The "Justice" Department kept trying, and finally got Siegelman on bribery. His offense? He was not alleged to have pocketed a dime or to have received any support through any foundation or committee. Rather, he re-appointed a man [Richard Scrushy] to a board who had been appointed to the same position by the previous three governors, a man who made contributions to a state lottery to pay for college scholarships for poor kids. Yes, Siegelman's idea to help poor people with a lottery seems to have missed the fact that lotteries are taxes on poor people. But does that make him guilty of bribery or justify prosecutors targeting him?

Swanson's piece includes thoughts from Joseph Siegelman, the former governor's lawyer son who has filed a lawsuit against the U.S. Department of Justice, seeking documents about the case:

A U.S. House Committee investigated the Siegelman case and asked Karl Rove to testify. He declined. And the committee declined to hold him in contempt or to use inherent contempt. He was simply allowed to refuse. Now Siegelman's son, attorney Joseph Siegelman, has filed suit seeking documents from the U.S. government. I asked him what he hopes to find.
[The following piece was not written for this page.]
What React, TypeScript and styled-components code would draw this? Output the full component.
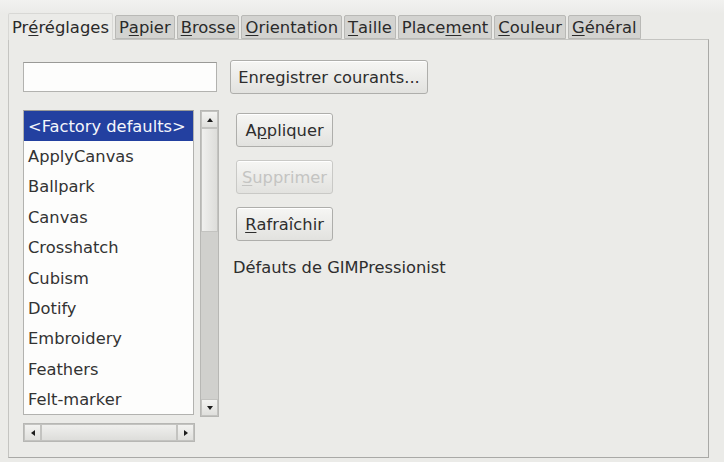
import React from "react"
import styled, { createGlobalStyle } from "styled-components"

const GlobalStyle = createGlobalStyle`
  html, body {
    margin: 0;
    padding: 0;
    background: #ebebe8;
    font-family: "DejaVu Sans", "Liberation Sans", sans-serif;
    color: #2e2e2e;
  }
`

const Window = styled.div`
  width: 724px;
  height: 462px;
  box-sizing: border-box;
  padding: 13px 15px 0 8px;
  background: linear-gradient(#f2f2f0 0, #ebebe8 14px);
  overflow: hidden;
`

const TabBar = styled.div`
  display: flex;
  align-items: flex-end;
  height: 26px;
  position: relative;
  z-index: 1;
`

const Tab = styled.div<{ $active?: boolean }>`
  box-sizing: border-box;
  height: ${p => (p.$active ? "27px" : "24px")};
  margin-bottom: ${p => (p.$active ? "-1px" : "0")};
  padding: 0 ${p => (p.$active ? "3px" : "3px")};
  display: flex;
  align-items: center;
  font-size: 16.4px;
  color: #2a2a2a;
  background: ${p => (p.$active ? "#ebebe8" : "#d3d3d0")};
  border: 1px solid ${p => (p.$active ? "#d8d8d5" : "#b9b9b6")};
  border-bottom: ${p => (p.$active ? "none" : "1px solid #b9b9b6")};
  border-radius: 2px 2px 0 0;
  margin-right: 2px;
  white-space: nowrap;
`

const Key = styled.span`
  text-decoration: underline;
  text-underline-offset: 2px;
`

const Panel = styled.div`
  box-sizing: border-box;
  width: 701px;
  height: 419px;
  border: 1px solid #c4c4c1;
  border-right-color: #a9a9a6;
  border-bottom-color: #a9a9a6;
  padding: 20px 0 0 14px;
`

const TopRow = styled.div`
  display: flex;
  align-items: center;
  gap: 13px;
`

const Entry = styled.div`
  box-sizing: border-box;
  width: 194px;
  height: 30px;
  background: #fdfdfc;
  border: 1px solid #b2b2af;
  border-top-color: #9a9a97;
`

const Button = styled.div<{ $width?: number; $disabled?: boolean }>`
  box-sizing: border-box;
  width: ${p => (p.$width ? `${p.$width}px` : "auto")};
  height: 34px;
  padding: 0 6px;
  display: flex;
  align-items: center;
  justify-content: center;
  font-size: 16.3px;
  color: ${p => (p.$disabled ? "#c4c4c2" : "#2e2e2e")};
  background: linear-gradient(#f6f6f4, #e2e2df);
  border: 1px solid ${p => (p.$disabled ? "#c9c9c6" : "#aeaeab")};
  border-radius: 3px;
  box-shadow: inset 0 1px 0 #ffffff;
  white-space: nowrap;
`

const MainRow = styled.div`
  display: flex;
  margin-top: 16px;
`

const ListColumn = styled.div`
  display: flex;
  flex-direction: column;
  gap: 5px;
  width: 196px;
`

const ListWrap = styled.div`
  display: flex;
  gap: 6px;
  height: 308px;
`

const List = styled.div`
  box-sizing: border-box;
  width: 171px;
  height: 305px;
  background: #fdfdfc;
  border: 1px solid #b2b2af;
  border-top-color: #9a9a97;
  overflow: hidden;
`

const Row = styled.div<{ $selected?: boolean }>`
  height: 30.4px;
  display: flex;
  align-items: center;
  padding-left: 4px;
  font-size: 16.3px;
  white-space: nowrap;
  color: ${p => (p.$selected ? "#f4f6fb" : "#333333")};
  background: ${p => (p.$selected ? "#2340a0" : "transparent")};
`

const VScroll = styled.div`
  box-sizing: border-box;
  width: 19px;
  height: 307px;
  display: flex;
  flex-direction: column;
  background: #d0d0cd;
  border: 1px solid #b7b7b4;
`

const HScroll = styled.div`
  box-sizing: border-box;
  width: 172px;
  height: 19px;
  display: flex;
  background: #d0d0cd;
  border: 1px solid #b7b7b4;
`

const Arrow = styled.div`
  flex: none;
  width: 17px;
  height: 17px;
  display: flex;
  align-items: center;
  justify-content: center;
  background: linear-gradient(#f4f4f2, #dededb);
  box-shadow: inset 0 0 0 1px #c3c3c0;
`

const Thumb = styled.div<{ $size: number; $vertical?: boolean }>`
  flex: ${p => (p.$size ? `0 0 ${p.$size}px` : "1")};
  background: linear-gradient(${p => (p.$vertical ? "90deg" : "180deg")}, #f1f1ef, #dcdcd9);
  box-shadow: inset 0 0 0 1px #c3c3c0;
`

const Track = styled.div`
  flex: 1;
`

const RightColumn = styled.div`
  display: flex;
  flex-direction: column;
  align-items: flex-start;
  gap: 13px;
  margin-left: 17px;
  padding-top: 3px;
`

const Caption = styled.div`
  font-size: 16.3px;
  color: #2e2e2e;
  margin: 4px 0 0 -3px;
`

const Tri = ({ dir }: { dir: "up" | "down" | "left" | "right" }) => {
  const pts = {
    up: "1,6 4,2 7,6",
    down: "1,2 4,6 7,2",
    left: "6,1 2,4 6,7",
    right: "2,1 6,4 2,7",
  }[dir]
  return (
    <svg width="8" height="8" viewBox="0 0 8 8">
      <polygon points={pts} fill="#1c1c1c" />
    </svg>
  )
}

const tabs: [string, number][] = [
  ["Préréglages", 2],
  ["Papier", 1],
  ["Brosse", 0],
  ["Orientation", 0],
  ["Taille", 0],
  ["Placement", 5],
  ["Couleur", 0],
  ["Général", 0],
]

const presets = [
  "<Factory defaults>",
  "ApplyCanvas",
  "Ballpark",
  "Canvas",
  "Crosshatch",
  "Cubism",
  "Dotify",
  "Embroidery",
  "Feathers",
  "Felt-marker",
]

const Mnemonic = ({ text, at }: { text: string; at: number }) => (
  <>
    {text.slice(0, at)}
    <Key>{text[at]}</Key>
    {text.slice(at + 1)}
  </>
)

const App = () => {
  return (
    <>
      <GlobalStyle />
      <Window>
        <TabBar>
          {tabs.map(([label, key], i) => (
            <Tab key={label} $active={i === 0}>
              <Mnemonic text={label} at={key} />
            </Tab>
          ))}
        </TabBar>
        <Panel>
          <TopRow>
            <Entry />
            <Button $width={198}>Enregistrer courants...</Button>
          </TopRow>
          <MainRow>
            <ListColumn>
              <ListWrap>
                <List>
                  {presets.map((p, i) => (
                    <Row key={p} $selected={i === 0}>{p}</Row>
                  ))}
                </List>
                <VScroll>
                  <Arrow><Tri dir="up" /></Arrow>
                  <Thumb $size={104} $vertical />
                  <Track />
                  <Arrow><Tri dir="down" /></Arrow>
                </VScroll>
              </ListWrap>
              <HScroll>
                <Arrow><Tri dir="left" /></Arrow>
                <Thumb $size={0} />
                <Arrow><Tri dir="right" /></Arrow>
              </HScroll>
            </ListColumn>
            <RightColumn>
              <Button $width={97}><Mnemonic text="Appliquer" at={1} /></Button>
              <Button $width={97} $disabled><Mnemonic text="Supprimer" at={0} /></Button>
              <Button $width={97}><Mnemonic text="Rafraîchir" at={0} /></Button>
              <Caption>Défauts de GIMPressionist</Caption>
            </RightColumn>
          </MainRow>
        </Panel>
      </Window>
    </>
  )
}

export default App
"Every stone that gets overturned ends up showing something negative," he said. As an example he pointed to the Justice Department's description of an email from a prosecutor of Siegelman to the campaign manager [Rob Riley] of his main Republican opponent, a description of an email that didn't become public until years after Siegelman's trial. "We don't know what else they have to hide," said Joseph Siegelman.
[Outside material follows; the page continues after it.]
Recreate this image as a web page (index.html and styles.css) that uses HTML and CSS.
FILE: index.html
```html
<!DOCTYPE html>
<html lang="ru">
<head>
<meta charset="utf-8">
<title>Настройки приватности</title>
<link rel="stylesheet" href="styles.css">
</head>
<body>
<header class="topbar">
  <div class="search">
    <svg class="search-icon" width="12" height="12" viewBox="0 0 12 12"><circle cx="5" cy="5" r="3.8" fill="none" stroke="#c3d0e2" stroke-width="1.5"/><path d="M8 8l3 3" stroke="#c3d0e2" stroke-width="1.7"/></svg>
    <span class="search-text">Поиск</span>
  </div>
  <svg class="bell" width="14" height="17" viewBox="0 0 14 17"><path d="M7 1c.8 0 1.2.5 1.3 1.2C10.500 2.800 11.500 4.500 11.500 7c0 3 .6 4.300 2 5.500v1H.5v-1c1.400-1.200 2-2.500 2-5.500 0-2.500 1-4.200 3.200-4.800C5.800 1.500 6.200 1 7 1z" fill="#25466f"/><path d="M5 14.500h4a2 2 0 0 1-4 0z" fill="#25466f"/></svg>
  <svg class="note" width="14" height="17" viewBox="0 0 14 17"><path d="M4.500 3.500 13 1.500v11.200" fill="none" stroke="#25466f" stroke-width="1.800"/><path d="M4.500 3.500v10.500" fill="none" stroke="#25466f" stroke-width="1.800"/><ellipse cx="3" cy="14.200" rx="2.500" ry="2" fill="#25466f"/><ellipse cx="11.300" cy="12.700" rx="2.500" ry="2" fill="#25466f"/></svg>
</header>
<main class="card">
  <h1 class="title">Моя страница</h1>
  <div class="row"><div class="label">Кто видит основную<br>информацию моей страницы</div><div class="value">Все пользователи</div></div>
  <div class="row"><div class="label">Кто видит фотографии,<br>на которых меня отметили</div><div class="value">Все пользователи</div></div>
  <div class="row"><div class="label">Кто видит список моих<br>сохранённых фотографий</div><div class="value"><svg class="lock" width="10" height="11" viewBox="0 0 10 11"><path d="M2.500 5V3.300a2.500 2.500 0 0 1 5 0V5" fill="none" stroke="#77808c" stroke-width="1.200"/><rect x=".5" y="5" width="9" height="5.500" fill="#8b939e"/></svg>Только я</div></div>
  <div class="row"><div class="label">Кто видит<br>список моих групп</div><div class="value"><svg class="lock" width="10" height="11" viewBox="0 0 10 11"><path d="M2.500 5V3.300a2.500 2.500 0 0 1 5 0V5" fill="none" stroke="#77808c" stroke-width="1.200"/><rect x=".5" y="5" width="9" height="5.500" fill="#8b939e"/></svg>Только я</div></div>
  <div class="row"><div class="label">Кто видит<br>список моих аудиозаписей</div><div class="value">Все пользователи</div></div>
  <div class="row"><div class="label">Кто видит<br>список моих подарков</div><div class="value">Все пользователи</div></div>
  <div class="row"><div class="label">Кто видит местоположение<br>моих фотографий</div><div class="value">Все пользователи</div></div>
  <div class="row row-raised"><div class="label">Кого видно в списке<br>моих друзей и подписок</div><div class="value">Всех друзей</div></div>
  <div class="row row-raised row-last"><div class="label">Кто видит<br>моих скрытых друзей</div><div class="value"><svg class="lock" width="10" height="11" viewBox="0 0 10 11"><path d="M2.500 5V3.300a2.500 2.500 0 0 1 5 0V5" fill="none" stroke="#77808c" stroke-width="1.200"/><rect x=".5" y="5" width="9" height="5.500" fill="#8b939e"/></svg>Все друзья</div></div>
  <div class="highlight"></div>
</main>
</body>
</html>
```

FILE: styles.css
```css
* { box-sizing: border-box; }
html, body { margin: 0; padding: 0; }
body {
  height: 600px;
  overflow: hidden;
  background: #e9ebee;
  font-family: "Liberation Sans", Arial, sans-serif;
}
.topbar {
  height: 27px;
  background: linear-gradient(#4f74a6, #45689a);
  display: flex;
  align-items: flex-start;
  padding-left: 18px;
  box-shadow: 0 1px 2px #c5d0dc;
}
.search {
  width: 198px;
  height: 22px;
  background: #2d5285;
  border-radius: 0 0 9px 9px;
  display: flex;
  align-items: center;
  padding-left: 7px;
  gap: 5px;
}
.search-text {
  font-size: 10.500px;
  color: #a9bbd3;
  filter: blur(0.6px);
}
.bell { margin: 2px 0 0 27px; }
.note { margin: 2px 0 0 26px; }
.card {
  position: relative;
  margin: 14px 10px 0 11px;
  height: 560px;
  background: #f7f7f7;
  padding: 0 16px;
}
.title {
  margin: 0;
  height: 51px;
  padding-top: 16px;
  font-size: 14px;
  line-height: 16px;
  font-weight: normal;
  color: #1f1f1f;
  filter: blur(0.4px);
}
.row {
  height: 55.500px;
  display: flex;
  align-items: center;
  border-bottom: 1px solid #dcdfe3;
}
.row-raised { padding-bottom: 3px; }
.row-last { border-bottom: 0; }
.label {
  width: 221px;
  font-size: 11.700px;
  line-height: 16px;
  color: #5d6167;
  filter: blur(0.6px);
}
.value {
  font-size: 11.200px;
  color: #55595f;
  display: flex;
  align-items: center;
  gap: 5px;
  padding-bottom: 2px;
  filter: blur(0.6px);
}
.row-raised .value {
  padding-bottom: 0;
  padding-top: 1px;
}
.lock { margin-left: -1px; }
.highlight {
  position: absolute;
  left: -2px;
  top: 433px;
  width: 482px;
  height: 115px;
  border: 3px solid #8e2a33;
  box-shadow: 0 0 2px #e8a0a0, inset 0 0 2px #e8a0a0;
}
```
I asked Joseph Siegelman about the Supreme Court's decision to hear McDonnell's case and not his father's, and he exclaimed, "How can our system of justice be so skewed?"

7 comments:

Anonymous said...

Will the "justice system" ever run out of ways to cheat Gov. Siegelman?

Anonymous said...

I hope Joseph Siegelman nails Rob Riley big time in his lawsuit. The government has a ton to hide in this, but the public right to know will prevail in the end.

Anonymous said...

I hear Matt Hart was the prosecutor who communicated with Rob Riley during the Siegelman investigation. Wonder if that eventually will come out in the Hubbard case.

Anonymous said...

Would it be safe to assume that Scalia, before his death, voted to hear the McDonnell case. Are there court rules about such circumstances? Perhaps there should be another vote since Scalia is no longer around?

legalschnauzer said...

I think it is safe to assume Scalia voted to hear the McDonnell case, probably based on the fact McDonnell is a Republican. You ask a great question about court rules, and I don't have an answer. Would welcome insight from others.

Anonymous said...

Keep your eyes on the ball. Retroactivity and collateral review have entered the game.Don Siegelman will not be in prison on june 22.

Anonymous said...

like being Jewish MEANS NOTHING TO OUR JUSTICE SYSTEM,DANCING ISRAELI RING ANY BELLS?